____ Data records
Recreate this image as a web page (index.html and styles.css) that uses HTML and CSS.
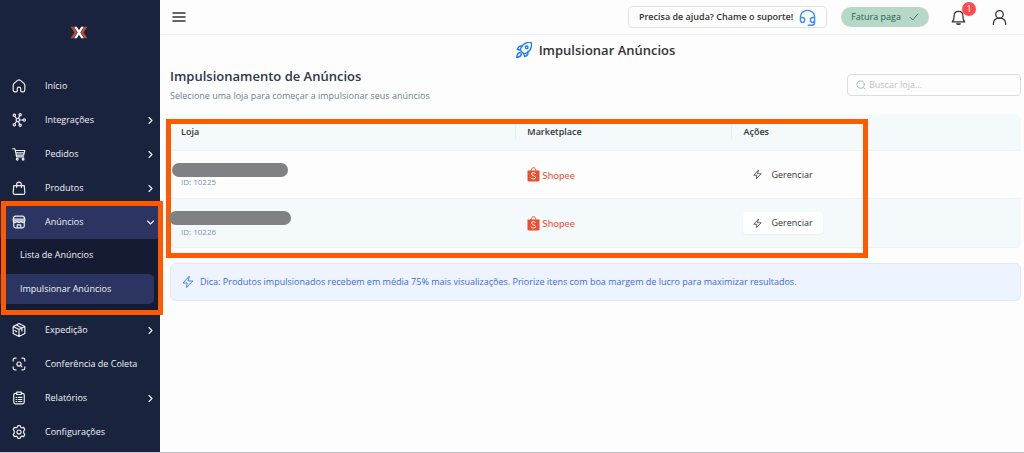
________
____ Data records
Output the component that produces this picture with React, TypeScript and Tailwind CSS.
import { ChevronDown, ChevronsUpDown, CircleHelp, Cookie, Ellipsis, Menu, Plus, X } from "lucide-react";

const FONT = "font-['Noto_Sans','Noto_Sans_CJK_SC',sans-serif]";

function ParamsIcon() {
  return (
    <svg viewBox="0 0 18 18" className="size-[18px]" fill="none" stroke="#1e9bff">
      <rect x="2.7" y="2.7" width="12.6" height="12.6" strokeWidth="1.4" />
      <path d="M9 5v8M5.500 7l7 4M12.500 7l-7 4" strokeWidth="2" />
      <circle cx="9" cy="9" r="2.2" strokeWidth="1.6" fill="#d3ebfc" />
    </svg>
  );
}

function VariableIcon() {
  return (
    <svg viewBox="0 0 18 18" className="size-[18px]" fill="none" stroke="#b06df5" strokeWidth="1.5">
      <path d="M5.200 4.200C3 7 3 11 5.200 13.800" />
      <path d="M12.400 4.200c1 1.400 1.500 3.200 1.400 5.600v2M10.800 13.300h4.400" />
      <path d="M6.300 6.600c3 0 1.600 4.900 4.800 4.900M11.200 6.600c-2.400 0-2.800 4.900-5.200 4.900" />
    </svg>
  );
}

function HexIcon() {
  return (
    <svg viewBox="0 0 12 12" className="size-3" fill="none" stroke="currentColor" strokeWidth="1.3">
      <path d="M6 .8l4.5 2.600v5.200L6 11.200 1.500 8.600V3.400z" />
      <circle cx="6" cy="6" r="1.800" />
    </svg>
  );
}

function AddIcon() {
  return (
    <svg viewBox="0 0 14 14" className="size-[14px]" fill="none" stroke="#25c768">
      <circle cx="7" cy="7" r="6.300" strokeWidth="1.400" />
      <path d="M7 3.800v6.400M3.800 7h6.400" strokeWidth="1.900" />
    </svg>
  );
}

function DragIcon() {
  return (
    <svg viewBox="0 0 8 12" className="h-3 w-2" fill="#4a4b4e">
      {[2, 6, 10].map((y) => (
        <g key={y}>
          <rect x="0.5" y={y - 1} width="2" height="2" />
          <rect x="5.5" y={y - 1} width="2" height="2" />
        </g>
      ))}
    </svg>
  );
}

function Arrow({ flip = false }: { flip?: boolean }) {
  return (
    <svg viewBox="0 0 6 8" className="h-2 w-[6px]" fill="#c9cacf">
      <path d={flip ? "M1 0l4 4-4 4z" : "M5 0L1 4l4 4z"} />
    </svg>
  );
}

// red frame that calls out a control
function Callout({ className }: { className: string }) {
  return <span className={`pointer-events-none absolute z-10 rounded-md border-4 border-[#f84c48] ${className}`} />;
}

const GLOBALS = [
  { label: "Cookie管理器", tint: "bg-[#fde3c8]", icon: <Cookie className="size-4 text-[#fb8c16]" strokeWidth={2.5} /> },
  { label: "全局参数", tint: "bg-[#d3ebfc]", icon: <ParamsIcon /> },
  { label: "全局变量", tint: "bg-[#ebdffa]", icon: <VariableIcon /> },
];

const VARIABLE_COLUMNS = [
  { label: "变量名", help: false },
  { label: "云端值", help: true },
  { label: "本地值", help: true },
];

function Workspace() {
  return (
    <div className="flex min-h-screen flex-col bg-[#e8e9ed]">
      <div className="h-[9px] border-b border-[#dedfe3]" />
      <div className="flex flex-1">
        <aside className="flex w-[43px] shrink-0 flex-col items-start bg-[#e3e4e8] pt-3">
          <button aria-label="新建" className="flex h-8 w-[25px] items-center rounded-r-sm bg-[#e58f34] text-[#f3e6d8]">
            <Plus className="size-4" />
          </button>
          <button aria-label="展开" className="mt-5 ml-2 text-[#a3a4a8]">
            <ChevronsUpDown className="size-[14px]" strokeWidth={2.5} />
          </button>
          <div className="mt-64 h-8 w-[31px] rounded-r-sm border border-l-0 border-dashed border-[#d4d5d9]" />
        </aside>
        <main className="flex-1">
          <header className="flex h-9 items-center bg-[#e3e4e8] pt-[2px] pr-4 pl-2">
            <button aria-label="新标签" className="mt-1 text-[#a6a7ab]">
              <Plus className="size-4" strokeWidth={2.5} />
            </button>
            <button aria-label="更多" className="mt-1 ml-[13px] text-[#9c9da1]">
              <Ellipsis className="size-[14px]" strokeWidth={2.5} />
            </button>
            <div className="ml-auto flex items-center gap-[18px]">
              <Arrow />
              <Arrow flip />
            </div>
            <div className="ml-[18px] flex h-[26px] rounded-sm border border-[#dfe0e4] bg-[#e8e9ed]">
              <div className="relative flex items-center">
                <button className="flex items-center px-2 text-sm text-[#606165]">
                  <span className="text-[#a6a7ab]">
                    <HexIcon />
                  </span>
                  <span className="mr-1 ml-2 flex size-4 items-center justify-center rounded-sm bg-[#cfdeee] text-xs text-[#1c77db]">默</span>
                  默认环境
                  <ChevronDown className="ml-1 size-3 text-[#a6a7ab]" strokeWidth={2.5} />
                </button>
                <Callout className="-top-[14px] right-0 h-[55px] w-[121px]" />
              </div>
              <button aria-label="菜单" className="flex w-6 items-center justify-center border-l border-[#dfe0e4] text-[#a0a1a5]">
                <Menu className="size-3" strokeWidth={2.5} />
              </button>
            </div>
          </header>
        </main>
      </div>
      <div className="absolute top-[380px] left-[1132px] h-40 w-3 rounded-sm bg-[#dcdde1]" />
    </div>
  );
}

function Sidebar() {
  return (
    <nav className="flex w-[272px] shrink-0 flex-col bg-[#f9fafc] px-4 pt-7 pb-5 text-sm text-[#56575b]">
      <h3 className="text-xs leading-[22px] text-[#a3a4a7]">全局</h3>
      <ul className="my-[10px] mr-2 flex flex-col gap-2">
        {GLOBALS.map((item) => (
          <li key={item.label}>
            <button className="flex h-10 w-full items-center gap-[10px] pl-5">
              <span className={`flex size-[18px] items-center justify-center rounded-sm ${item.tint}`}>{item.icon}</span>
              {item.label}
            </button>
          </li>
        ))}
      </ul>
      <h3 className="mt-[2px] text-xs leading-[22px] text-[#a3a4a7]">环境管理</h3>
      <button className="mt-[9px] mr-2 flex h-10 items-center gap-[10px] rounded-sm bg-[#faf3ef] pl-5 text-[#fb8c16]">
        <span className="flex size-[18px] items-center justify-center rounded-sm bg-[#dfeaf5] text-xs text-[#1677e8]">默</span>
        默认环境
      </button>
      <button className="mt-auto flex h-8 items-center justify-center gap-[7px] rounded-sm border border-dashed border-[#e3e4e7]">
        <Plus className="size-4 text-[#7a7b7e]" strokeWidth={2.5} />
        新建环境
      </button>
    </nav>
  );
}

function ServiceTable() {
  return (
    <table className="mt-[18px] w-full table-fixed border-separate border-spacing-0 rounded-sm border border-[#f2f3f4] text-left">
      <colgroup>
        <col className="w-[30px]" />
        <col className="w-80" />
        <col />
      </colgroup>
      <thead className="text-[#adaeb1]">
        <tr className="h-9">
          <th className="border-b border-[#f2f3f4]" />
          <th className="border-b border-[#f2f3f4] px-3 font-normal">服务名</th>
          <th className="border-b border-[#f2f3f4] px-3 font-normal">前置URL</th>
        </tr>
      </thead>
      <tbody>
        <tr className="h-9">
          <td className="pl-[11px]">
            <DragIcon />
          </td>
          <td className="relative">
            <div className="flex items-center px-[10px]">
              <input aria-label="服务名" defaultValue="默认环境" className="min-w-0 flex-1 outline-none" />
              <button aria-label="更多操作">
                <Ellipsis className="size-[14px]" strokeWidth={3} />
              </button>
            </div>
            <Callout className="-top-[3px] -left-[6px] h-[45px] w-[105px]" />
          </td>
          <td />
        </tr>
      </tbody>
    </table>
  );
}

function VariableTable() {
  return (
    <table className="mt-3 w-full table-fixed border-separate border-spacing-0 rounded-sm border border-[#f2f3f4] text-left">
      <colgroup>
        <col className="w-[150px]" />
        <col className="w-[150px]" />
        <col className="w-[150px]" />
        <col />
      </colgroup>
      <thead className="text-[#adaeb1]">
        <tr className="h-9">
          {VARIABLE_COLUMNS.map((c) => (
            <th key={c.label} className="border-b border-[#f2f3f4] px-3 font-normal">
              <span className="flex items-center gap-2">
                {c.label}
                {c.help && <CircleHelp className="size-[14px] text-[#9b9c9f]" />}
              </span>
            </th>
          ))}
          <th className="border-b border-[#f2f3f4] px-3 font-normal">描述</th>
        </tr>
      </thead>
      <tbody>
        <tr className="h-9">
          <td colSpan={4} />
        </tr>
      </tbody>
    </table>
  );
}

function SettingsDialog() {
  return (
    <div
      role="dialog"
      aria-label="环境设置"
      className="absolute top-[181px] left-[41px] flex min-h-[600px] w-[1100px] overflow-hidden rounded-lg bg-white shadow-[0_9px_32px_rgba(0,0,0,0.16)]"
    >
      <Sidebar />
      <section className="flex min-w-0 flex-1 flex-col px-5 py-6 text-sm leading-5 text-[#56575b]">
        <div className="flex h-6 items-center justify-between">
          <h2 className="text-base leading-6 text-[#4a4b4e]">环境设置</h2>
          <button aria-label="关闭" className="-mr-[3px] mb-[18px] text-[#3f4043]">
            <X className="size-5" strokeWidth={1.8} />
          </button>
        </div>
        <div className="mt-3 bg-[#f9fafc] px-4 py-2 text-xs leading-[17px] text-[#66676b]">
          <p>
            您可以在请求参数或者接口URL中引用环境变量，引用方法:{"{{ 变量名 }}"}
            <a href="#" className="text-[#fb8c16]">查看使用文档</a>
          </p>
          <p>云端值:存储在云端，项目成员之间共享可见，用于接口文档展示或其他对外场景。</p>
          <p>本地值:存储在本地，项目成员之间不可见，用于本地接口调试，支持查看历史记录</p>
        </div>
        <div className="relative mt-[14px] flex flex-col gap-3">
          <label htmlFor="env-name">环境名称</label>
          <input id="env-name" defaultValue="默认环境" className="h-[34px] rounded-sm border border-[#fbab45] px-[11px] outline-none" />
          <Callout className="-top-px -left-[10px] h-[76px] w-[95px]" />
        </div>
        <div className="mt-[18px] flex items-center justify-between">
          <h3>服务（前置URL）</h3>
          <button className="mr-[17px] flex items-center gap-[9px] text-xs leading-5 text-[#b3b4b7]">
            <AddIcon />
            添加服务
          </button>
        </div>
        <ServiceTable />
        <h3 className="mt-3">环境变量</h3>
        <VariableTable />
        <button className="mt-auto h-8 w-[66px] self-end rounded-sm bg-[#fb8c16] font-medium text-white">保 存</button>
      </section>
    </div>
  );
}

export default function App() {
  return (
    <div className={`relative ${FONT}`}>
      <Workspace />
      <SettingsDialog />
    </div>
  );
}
________
*Aim of the task*:
Pull every line containing "that" from the material above.

*Exercise result*:
Recreate this image as a web page (index.html and styles.css) that uses HTML and CSS.
Output the component that produces this picture with React, TypeScript and Tailwind CSS.
// red frame that calls out a control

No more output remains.